§ **Task description**: Strip the pictures and reproduce the rest of the listing exactly.

§ **Dataset excerpt**:
━━━━━━━━━━

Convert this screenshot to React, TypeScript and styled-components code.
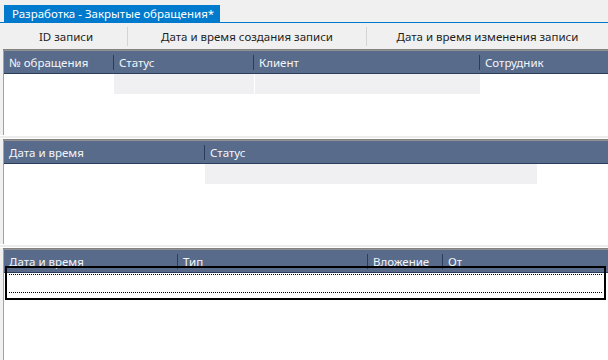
import React from "react";
import styled, { createGlobalStyle } from "styled-components";

const GlobalStyle = createGlobalStyle`
  html, body {
    margin: 0;
    padding: 0;
    background: #f0f0f0;
  }
  body {
    font-family: "Noto Sans", "Open Sans", sans-serif;
    font-size: 11.5px;
    overflow: hidden;
  }
`;

const Screen = styled.div`
  width: 608px;
  height: 360px;
  display: flex;
  flex-direction: column;
  overflow: hidden;
`;

const TabStrip = styled.div`
  display: flex;
  height: 22px;
  padding-left: 4px;
  align-items: flex-end;
  border-bottom: 1px solid #007acc;
`;

const Tab = styled.div`
  height: 17px;
  line-height: 17px;
  padding: 0 6px 0 8px;
  background: #007acc;
  color: #ffffff;
  white-space: nowrap;
`;

const ColumnBar = styled.div`
  display: flex;
  height: 26px;
  padding-left: 5px;
  align-items: center;
  background: #f0f0f0;
  color: #1e1e1e;
`;

const BarItem = styled.div<{ $w?: number }>`
  ${(p) => (p.$w ? `width: ${p.$w}px;` : "flex: 1;")}
  text-align: center;
  white-space: nowrap;
`;

const BarSep = styled.div`
  width: 1px;
  height: 19px;
  background: #d4d4d4;
`;

const Body = styled.div`
  flex: 1;
  display: flex;
  flex-direction: column;
  padding-left: 3px;
  background: #f0f0f0;
`;

const Panel = styled.div<{ $h?: number }>`
  position: relative;
  display: flex;
  flex-direction: column;
  ${(p) => (p.$h ? `height: ${p.$h}px;` : "flex: 1;")}
  border-left: 1px solid #a3a3a3;
  background: #ffffff;
`;

const PanelTop = styled.div`
  height: 2px;
  background: linear-gradient(#7a7a7a, #9a9a9a);
  margin-left: -1px;
`;

const Header = styled.div`
  display: flex;
  height: 22px;
  background: #586b8b;
  border-bottom: 1px solid #2b3d5c;
  color: #f4f6fa;
`;

const HeadCell = styled.div<{ $w?: number }>`
  ${(p) => (p.$w ? `width: ${p.$w}px;` : "flex: 1;")}
  display: flex;
  align-items: center;
  padding-left: 5px;
  box-sizing: border-box;
  white-space: nowrap;
  overflow: hidden;
`;

const HeadSep = styled.div`
  width: 1px;
  margin: 4px 0 3px;
  background: #2c3d5b;
`;

const Row = styled.div`
  display: flex;
  height: 20px;
`;

const Cell = styled.div<{ $w?: number; $filled?: boolean }>`
  ${(p) => (p.$w ? `width: ${p.$w}px;` : "flex: 1;")}
  background: ${(p) => (p.$filled ? "#f0f0f2" : "#ffffff")};
  border-right: 1px solid #ffffff;
`;

const Splitter = styled.div`
  height: 4px;
  margin-left: -4px;
  background: linear-gradient(#ffffff 0 1px, #ececec 1px 3px, #ffffff 3px 4px);
`;

const FocusFrame = styled.div`
  position: absolute;
  left: 1px;
  top: 18px;
  width: 601px;
  height: 34px;
  box-sizing: border-box;
  border: 2px solid #000000;
  padding: 6px 2px 0;
`;

const NewRow = styled.div`
  height: 19px;
  box-sizing: border-box;
  border-top: 1px dotted #000000;
  border-bottom: 1px dotted #000000;
`;

export default function App() {
  return (
    <Screen>
      <GlobalStyle />
      <TabStrip>
        <Tab>Разработка - Закрытые обращения*</Tab>
      </TabStrip>
      <ColumnBar>
        <BarItem $w={122}>ID записи</BarItem>
        <BarSep />
        <BarItem $w={238}>Дата и время создания записи</BarItem>
        <BarSep />
        <BarItem>Дата и время изменения записи</BarItem>
      </ColumnBar>
      <Body>
        <Panel $h={86}>
          <PanelTop />
          <Header>
            <HeadCell $w={109}>№ обращения</HeadCell>
            <HeadSep />
            <HeadCell $w={139}>Статус</HeadCell>
            <HeadSep />
            <HeadCell $w={225}>Клиент</HeadCell>
            <HeadSep />
            <HeadCell>Сотрудник</HeadCell>
          </Header>
          <Row>
            <Cell $w={109} />
            <Cell $w={140} $filled />
            <Cell $w={225} $filled />
            <Cell />
          </Row>
        </Panel>
        <Splitter />
        <Panel $h={105}>
          <PanelTop />
          <Header>
            <HeadCell $w={200}>Дата и время</HeadCell>
            <HeadSep />
            <HeadCell>Статус</HeadCell>
          </Header>
          <Row>
            <Cell $w={200} />
            <Cell $w={332} $filled />
            <Cell />
          </Row>
        </Panel>
        <Splitter />
        <Panel>
          <PanelTop />
          <Header>
            <HeadCell $w={173}>Дата и время</HeadCell>
            <HeadSep />
            <HeadCell $w={189}>Тип</HeadCell>
            <HeadSep />
            <HeadCell $w={74}>Вложение</HeadCell>
            <HeadSep />
            <HeadCell>От</HeadCell>
          </Header>
          <FocusFrame>
            <NewRow />
          </FocusFrame>
        </Panel>
      </Body>
    </Screen>
  );
}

━━━━━━━━━━

§ **Answer below**:
Convert this screenshot to React, TypeScript and styled-components code.
import React from "react";
import styled, { createGlobalStyle } from "styled-components";

const GlobalStyle = createGlobalStyle`
  html, body {
    margin: 0;
    padding: 0;
    background: #f0f0f0;
  }
  body {
    font-family: "Noto Sans", "Open Sans", sans-serif;
    font-size: 11.5px;
    overflow: hidden;
  }
`;

const Screen = styled.div`
  width: 608px;
  height: 360px;
  display: flex;
  flex-direction: column;
  overflow: hidden;
`;

const TabStrip = styled.div`
  display: flex;
  height: 22px;
  padding-left: 4px;
  align-items: flex-end;
  border-bottom: 1px solid #007acc;
`;

const Tab = styled.div`
  height: 17px;
  line-height: 17px;
  padding: 0 6px 0 8px;
  background: #007acc;
  color: #ffffff;
  white-space: nowrap;
`;

const ColumnBar = styled.div`
  display: flex;
  height: 26px;
  padding-left: 5px;
  align-items: center;
  background: #f0f0f0;
  color: #1e1e1e;
`;

const BarItem = styled.div<{ $w?: number }>`
  ${(p) => (p.$w ? `width: ${p.$w}px;` : "flex: 1;")}
  text-align: center;
  white-space: nowrap;
`;

const BarSep = styled.div`
  width: 1px;
  height: 19px;
  background: #d4d4d4;
`;

const Body = styled.div`
  flex: 1;
  display: flex;
  flex-direction: column;
  padding-left: 3px;
  background: #f0f0f0;
`;

const Panel = styled.div<{ $h?: number }>`
  position: relative;
  display: flex;
  flex-direction: column;
  ${(p) => (p.$h ? `height: ${p.$h}px;` : "flex: 1;")}
  border-left: 1px solid #a3a3a3;
  background: #ffffff;
`;

const PanelTop = styled.div`
  height: 2px;
  background: linear-gradient(#7a7a7a, #9a9a9a);
  margin-left: -1px;
`;

const Header = styled.div`
  display: flex;
  height: 22px;
  background: #586b8b;
  border-bottom: 1px solid #2b3d5c;
  color: #f4f6fa;
`;

const HeadCell = styled.div<{ $w?: number }>`
  ${(p) => (p.$w ? `width: ${p.$w}px;` : "flex: 1;")}
  display: flex;
  align-items: center;
  padding-left: 5px;
  box-sizing: border-box;
  white-space: nowrap;
  overflow: hidden;
`;

const HeadSep = styled.div`
  width: 1px;
  margin: 4px 0 3px;
  background: #2c3d5b;
`;

const Row = styled.div`
  display: flex;
  height: 20px;
`;

const Cell = styled.div<{ $w?: number; $filled?: boolean }>`
  ${(p) => (p.$w ? `width: ${p.$w}px;` : "flex: 1;")}
  background: ${(p) => (p.$filled ? "#f0f0f2" : "#ffffff")};
  border-right: 1px solid #ffffff;
`;

const Splitter = styled.div`
  height: 4px;
  margin-left: -4px;
  background: linear-gradient(#ffffff 0 1px, #ececec 1px 3px, #ffffff 3px 4px);
`;

const FocusFrame = styled.div`
  position: absolute;
  left: 1px;
  top: 18px;
  width: 601px;
  height: 34px;
  box-sizing: border-box;
  border: 2px solid #000000;
  padding: 6px 2px 0;
`;

const NewRow = styled.div`
  height: 19px;
  box-sizing: border-box;
  border-top: 1px dotted #000000;
  border-bottom: 1px dotted #000000;
`;

export default function App() {
  return (
    <Screen>
      <GlobalStyle />
      <TabStrip>
        <Tab>Разработка - Закрытые обращения*</Tab>
      </TabStrip>
      <ColumnBar>
        <BarItem $w={122}>ID записи</BarItem>
        <BarSep />
        <BarItem $w={238}>Дата и время создания записи</BarItem>
        <BarSep />
        <BarItem>Дата и время изменения записи</BarItem>
      </ColumnBar>
      <Body>
        <Panel $h={86}>
          <PanelTop />
          <Header>
            <HeadCell $w={109}>№ обращения</HeadCell>
            <HeadSep />
            <HeadCell $w={139}>Статус</HeadCell>
            <HeadSep />
            <HeadCell $w={225}>Клиент</HeadCell>
            <HeadSep />
            <HeadCell>Сотрудник</HeadCell>
          </Header>
          <Row>
            <Cell $w={109} />
            <Cell $w={140} $filled />
            <Cell $w={225} $filled />
            <Cell />
          </Row>
        </Panel>
        <Splitter />
        <Panel $h={105}>
          <PanelTop />
          <Header>
            <HeadCell $w={200}>Дата и время</HeadCell>
            <HeadSep />
            <HeadCell>Статус</HeadCell>
          </Header>
          <Row>
            <Cell $w={200} />
            <Cell $w={332} $filled />
            <Cell />
          </Row>
        </Panel>
        <Splitter />
        <Panel>
          <PanelTop />
          <Header>
            <HeadCell $w={173}>Дата и время</HeadCell>
            <HeadSep />
            <HeadCell $w={189}>Тип</HeadCell>
            <HeadSep />
            <HeadCell $w={74}>Вложение</HeadCell>
            <HeadSep />
            <HeadCell>От</HeadCell>
          </Header>
          <FocusFrame>
            <NewRow />
          </FocusFrame>
        </Panel>
      </Body>
    </Screen>
  );
}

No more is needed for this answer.